» Provided data
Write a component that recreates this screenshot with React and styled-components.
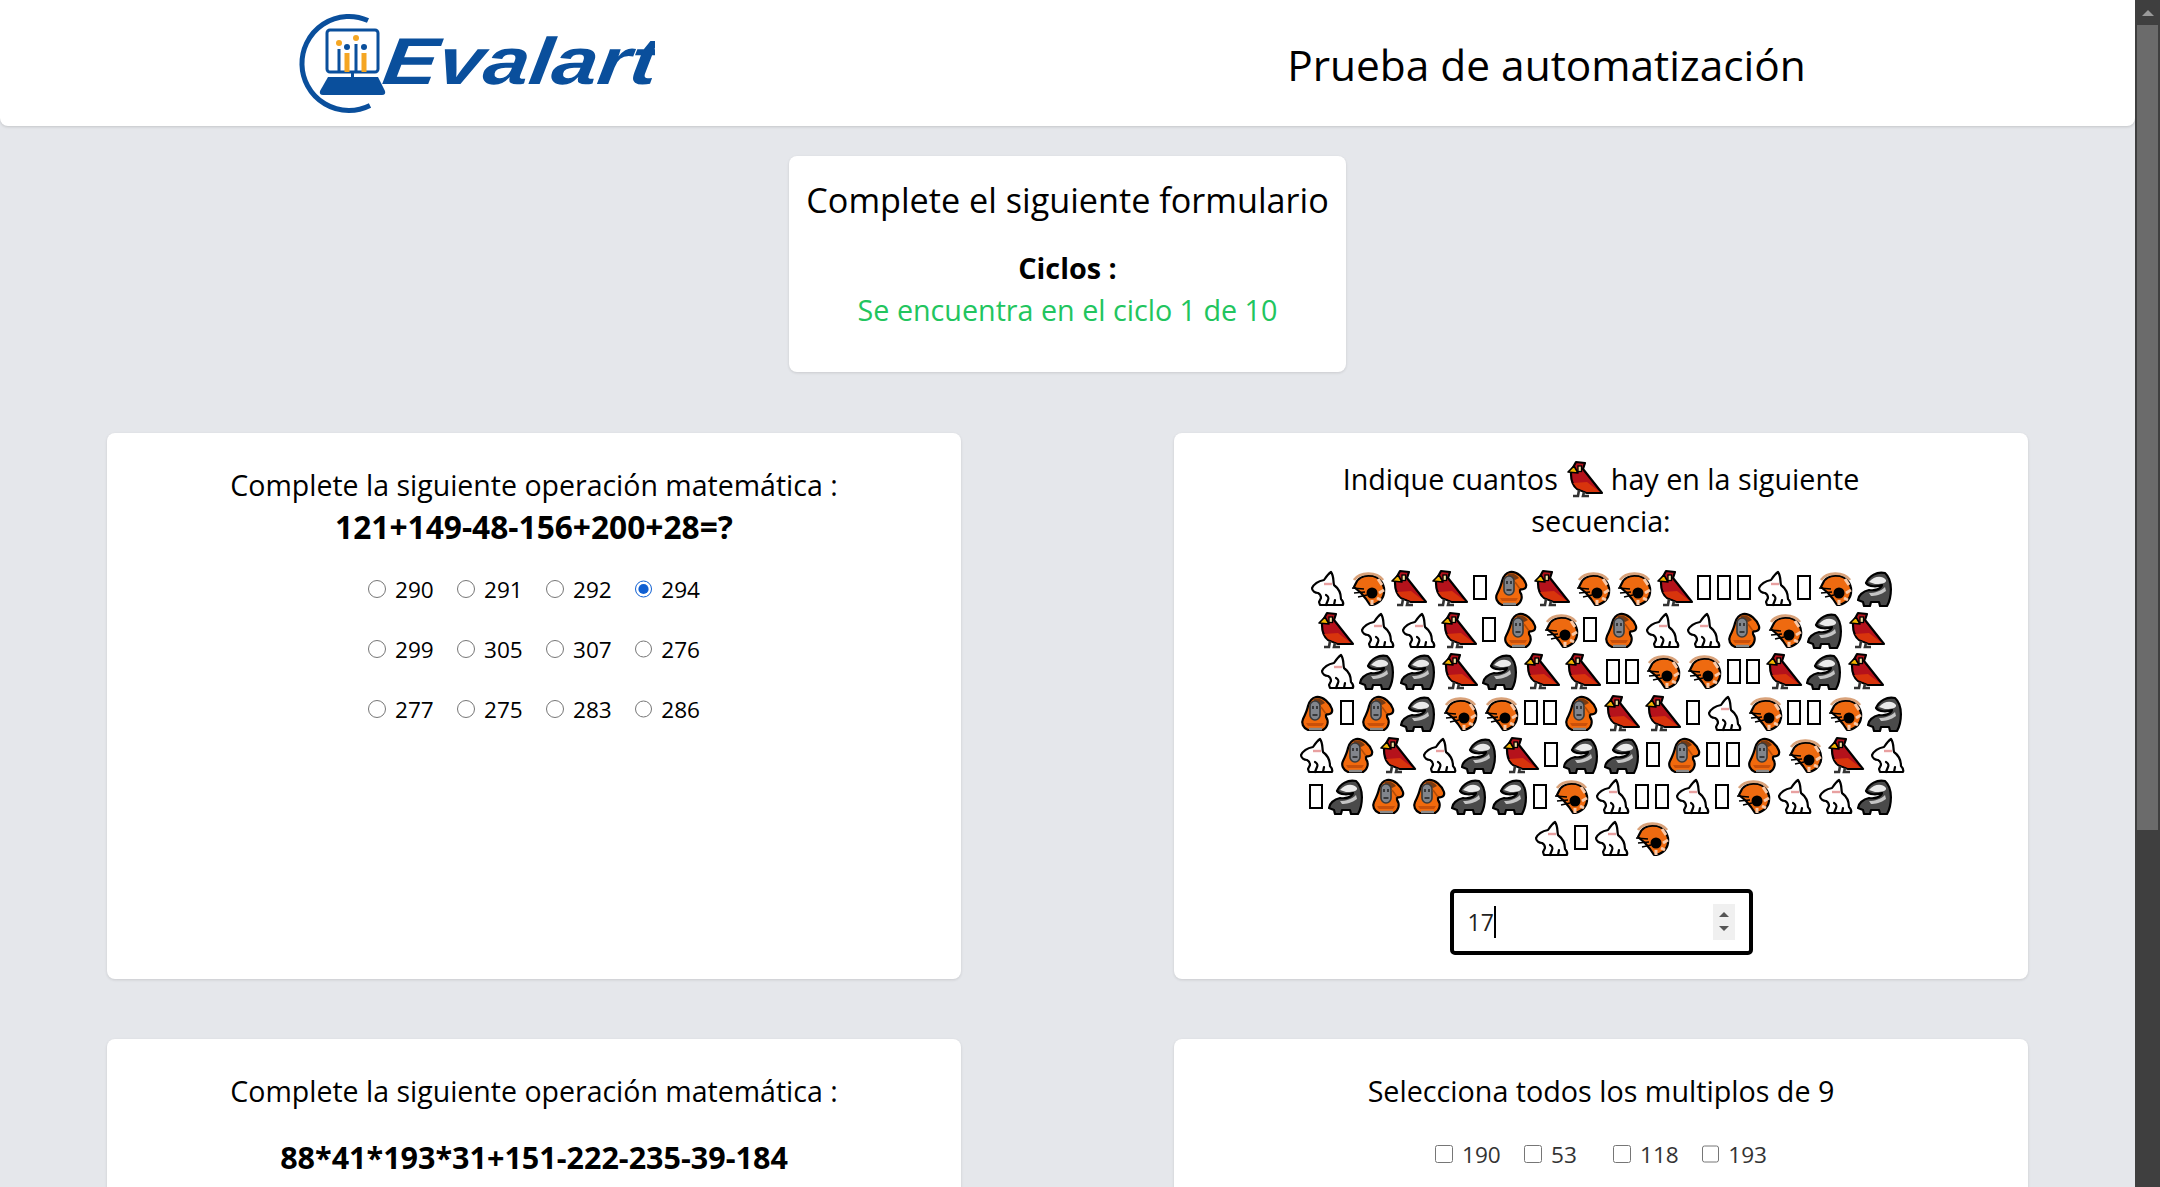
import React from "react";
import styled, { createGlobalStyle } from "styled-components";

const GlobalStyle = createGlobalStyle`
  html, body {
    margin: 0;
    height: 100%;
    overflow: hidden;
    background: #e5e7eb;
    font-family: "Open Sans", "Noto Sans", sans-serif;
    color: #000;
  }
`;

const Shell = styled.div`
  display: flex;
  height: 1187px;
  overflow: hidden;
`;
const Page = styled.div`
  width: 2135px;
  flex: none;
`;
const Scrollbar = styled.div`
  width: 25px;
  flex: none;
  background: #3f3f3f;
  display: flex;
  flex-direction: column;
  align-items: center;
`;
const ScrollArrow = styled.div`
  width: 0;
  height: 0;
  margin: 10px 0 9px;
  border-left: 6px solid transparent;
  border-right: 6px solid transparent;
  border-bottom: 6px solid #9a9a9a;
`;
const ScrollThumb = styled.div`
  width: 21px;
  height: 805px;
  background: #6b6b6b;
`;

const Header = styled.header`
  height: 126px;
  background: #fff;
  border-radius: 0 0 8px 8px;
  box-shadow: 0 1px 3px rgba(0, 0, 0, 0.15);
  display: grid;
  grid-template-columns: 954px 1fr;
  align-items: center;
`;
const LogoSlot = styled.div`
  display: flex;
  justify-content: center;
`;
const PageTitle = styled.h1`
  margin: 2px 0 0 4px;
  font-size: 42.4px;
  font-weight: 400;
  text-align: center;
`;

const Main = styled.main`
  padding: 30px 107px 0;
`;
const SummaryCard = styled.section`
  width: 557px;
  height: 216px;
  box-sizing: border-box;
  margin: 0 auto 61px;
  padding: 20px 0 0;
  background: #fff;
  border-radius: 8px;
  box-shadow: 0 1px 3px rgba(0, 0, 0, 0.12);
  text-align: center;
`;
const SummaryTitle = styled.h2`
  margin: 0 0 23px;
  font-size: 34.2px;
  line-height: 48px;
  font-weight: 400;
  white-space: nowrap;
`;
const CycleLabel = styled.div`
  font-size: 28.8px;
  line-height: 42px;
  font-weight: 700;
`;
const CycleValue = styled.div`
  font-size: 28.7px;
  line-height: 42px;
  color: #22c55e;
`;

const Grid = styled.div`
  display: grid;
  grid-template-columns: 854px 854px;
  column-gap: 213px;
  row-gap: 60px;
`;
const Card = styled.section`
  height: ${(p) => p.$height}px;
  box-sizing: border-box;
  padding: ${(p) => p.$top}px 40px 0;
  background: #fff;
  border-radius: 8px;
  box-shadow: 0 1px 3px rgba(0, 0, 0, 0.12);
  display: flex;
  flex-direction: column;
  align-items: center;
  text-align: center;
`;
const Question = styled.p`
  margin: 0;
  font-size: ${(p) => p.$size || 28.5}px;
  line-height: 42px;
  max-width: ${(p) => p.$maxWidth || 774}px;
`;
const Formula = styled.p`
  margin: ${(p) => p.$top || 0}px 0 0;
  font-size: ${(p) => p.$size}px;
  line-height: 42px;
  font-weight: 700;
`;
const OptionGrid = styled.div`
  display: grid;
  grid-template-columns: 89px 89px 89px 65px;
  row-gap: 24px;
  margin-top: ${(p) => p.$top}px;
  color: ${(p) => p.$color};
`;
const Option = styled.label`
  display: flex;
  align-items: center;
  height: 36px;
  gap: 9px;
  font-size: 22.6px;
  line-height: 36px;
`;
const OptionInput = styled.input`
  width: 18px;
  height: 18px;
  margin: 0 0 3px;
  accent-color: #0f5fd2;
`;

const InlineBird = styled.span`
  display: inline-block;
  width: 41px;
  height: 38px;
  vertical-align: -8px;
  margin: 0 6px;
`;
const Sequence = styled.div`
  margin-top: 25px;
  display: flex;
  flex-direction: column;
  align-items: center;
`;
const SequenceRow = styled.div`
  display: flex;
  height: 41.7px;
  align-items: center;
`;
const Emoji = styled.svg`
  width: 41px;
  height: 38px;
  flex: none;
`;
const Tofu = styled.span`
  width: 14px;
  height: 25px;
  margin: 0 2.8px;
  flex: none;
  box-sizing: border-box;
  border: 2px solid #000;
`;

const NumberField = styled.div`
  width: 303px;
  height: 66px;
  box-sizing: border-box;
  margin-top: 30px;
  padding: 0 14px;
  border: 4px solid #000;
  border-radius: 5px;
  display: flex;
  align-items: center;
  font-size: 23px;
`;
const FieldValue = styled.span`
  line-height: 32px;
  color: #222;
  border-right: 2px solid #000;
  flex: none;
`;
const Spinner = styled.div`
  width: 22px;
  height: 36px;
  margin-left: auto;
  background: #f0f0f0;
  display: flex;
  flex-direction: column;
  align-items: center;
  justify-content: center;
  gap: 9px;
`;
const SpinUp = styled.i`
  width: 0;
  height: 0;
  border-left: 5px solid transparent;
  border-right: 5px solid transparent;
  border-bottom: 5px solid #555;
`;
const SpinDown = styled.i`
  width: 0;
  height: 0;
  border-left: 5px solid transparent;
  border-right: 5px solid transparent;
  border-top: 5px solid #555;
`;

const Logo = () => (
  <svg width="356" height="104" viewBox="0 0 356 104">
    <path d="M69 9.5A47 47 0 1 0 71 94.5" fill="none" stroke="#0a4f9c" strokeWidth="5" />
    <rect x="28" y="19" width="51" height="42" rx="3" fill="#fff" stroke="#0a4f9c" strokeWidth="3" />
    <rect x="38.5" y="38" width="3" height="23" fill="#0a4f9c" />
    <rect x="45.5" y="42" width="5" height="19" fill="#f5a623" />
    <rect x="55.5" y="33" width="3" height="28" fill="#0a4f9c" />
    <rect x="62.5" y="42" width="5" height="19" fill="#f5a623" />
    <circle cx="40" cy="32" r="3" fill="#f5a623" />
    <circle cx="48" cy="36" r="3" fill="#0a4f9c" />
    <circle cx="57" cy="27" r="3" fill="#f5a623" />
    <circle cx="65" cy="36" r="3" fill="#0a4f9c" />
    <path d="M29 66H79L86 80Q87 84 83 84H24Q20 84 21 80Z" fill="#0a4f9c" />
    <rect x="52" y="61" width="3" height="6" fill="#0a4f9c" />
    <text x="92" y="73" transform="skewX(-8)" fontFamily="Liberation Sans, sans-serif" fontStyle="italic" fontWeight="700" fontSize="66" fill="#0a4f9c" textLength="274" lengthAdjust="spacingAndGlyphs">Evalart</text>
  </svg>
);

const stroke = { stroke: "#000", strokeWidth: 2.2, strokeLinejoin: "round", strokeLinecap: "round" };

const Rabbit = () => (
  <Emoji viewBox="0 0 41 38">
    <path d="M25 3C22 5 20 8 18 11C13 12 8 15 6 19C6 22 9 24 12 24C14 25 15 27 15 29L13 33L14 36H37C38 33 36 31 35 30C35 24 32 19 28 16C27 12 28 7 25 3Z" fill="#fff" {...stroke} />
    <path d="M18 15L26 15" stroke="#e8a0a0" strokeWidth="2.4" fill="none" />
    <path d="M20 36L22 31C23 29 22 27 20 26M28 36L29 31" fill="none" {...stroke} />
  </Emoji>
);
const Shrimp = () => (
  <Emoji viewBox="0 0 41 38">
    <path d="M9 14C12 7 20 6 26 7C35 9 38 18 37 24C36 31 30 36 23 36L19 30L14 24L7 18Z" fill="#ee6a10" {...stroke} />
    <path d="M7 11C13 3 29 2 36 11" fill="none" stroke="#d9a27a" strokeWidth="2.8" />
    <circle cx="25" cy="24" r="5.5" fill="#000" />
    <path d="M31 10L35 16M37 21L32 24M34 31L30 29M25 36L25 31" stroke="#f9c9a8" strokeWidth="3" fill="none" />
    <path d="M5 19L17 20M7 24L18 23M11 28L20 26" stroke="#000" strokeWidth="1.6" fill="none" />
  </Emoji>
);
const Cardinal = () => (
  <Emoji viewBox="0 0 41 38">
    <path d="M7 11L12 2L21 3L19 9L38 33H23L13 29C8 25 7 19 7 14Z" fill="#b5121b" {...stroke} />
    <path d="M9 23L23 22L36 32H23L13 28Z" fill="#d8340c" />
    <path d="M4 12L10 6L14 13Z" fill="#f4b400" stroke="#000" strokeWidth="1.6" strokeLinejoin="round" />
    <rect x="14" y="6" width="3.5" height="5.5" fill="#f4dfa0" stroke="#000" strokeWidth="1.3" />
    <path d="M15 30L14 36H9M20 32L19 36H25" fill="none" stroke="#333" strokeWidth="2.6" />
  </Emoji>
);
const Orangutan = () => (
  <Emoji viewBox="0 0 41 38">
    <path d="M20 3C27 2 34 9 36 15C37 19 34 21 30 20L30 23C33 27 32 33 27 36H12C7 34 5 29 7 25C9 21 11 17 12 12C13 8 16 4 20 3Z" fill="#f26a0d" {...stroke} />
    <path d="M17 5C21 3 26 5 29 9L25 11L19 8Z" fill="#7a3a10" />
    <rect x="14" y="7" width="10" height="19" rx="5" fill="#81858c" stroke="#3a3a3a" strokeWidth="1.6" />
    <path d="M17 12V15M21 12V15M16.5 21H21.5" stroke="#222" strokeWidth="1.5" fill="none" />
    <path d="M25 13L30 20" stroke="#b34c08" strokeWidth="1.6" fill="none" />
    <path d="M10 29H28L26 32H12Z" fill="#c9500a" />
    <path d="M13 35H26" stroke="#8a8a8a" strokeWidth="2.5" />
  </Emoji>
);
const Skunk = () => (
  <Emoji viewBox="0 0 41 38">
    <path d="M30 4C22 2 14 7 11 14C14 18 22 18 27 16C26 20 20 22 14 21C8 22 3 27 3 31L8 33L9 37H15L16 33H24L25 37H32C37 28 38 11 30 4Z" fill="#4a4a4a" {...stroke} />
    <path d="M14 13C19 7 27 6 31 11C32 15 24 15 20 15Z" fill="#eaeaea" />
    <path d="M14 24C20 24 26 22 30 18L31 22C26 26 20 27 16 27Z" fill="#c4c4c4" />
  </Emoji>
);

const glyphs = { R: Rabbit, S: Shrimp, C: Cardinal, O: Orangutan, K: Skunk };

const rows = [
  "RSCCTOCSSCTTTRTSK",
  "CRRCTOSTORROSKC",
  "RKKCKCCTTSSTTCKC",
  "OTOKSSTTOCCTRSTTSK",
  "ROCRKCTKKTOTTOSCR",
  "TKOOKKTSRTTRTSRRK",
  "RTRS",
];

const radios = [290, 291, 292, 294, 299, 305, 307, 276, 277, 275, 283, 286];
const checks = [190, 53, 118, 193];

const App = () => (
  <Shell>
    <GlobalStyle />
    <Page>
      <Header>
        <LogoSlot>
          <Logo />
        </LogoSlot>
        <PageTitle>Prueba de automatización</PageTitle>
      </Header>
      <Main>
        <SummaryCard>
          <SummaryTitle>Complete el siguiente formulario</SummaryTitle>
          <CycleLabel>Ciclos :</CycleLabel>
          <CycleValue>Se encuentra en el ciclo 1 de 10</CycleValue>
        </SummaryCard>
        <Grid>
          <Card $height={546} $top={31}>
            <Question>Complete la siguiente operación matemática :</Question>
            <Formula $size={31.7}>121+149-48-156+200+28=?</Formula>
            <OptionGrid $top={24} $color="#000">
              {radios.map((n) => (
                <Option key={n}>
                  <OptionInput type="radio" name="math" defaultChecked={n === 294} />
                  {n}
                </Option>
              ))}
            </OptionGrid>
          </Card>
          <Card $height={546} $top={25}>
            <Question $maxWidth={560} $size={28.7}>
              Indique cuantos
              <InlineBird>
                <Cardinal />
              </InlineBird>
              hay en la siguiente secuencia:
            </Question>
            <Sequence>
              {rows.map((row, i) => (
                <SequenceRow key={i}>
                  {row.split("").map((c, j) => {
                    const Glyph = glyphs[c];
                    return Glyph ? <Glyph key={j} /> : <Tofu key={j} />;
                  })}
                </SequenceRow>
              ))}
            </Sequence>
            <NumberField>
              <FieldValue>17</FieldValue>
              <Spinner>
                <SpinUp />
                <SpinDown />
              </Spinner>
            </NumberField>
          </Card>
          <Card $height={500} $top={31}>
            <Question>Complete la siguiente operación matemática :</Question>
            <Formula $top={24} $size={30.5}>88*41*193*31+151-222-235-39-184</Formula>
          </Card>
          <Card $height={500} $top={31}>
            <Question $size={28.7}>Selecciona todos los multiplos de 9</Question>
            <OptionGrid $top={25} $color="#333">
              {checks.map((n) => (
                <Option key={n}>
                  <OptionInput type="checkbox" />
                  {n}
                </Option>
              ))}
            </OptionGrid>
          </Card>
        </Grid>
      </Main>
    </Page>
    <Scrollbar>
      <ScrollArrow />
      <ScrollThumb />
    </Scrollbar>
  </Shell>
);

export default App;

» Task to carry out
Go through the material and select each line with the string "React" in it.

» Exercise solution
Write a component that recreates this screenshot with React and styled-components.
import React from "react";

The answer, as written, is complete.